Designed for high volume operation, coils contain large quantities of nails meaning that reloading down time can be kept to a minimum. You will find them in the pallet and crate, fencing, garden furniture and the construction industries.
All Coil Nails are Round Head nails.
Coils of nails with diameters from 2.0 mm to 2.2 mm contain 350 nails.
Coils of nails with diameters from 2.5 mm to 3.1 mm. Contain 225 nails.
Roofing nail coils contain 120 nails, due to the extra large diameter of the head.
15 Collation angle
Smooth shank nails have exactly that: a smooth appearance. Due to their regular form they can be produced at very high speed and are therefore the most economical type of nail. However, their holding power is the lower than ring shank nails. They require less energy to drive them and the air consumption per nail can be lower. Sometimes it is possible to use a smaller tool to drive them.
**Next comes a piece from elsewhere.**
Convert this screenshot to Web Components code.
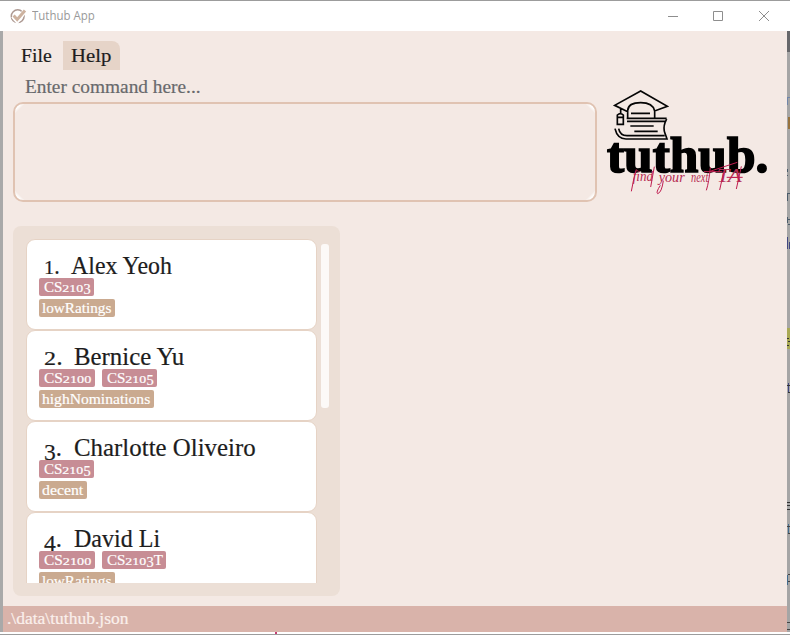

Ring shank nails have a series of rings punched into the surface of the shank. Again a difference in the diameter of the shank is produced making it even more difficult to withdraw the nail. Ring shank nails have to be produced at lower speeds and their cost is generally higher than for a smooth shank nail. The air consumption per nail is also higher, and the energy required to drive these nails into hard wood is very much greater.
Bright finish is without any form of protection and is the most economical choice, but the nails will start to rust before nails that have a protective treatment. Used in applications where no protection is required, for example a one way disposal pallet. As all standard nails come with this finish.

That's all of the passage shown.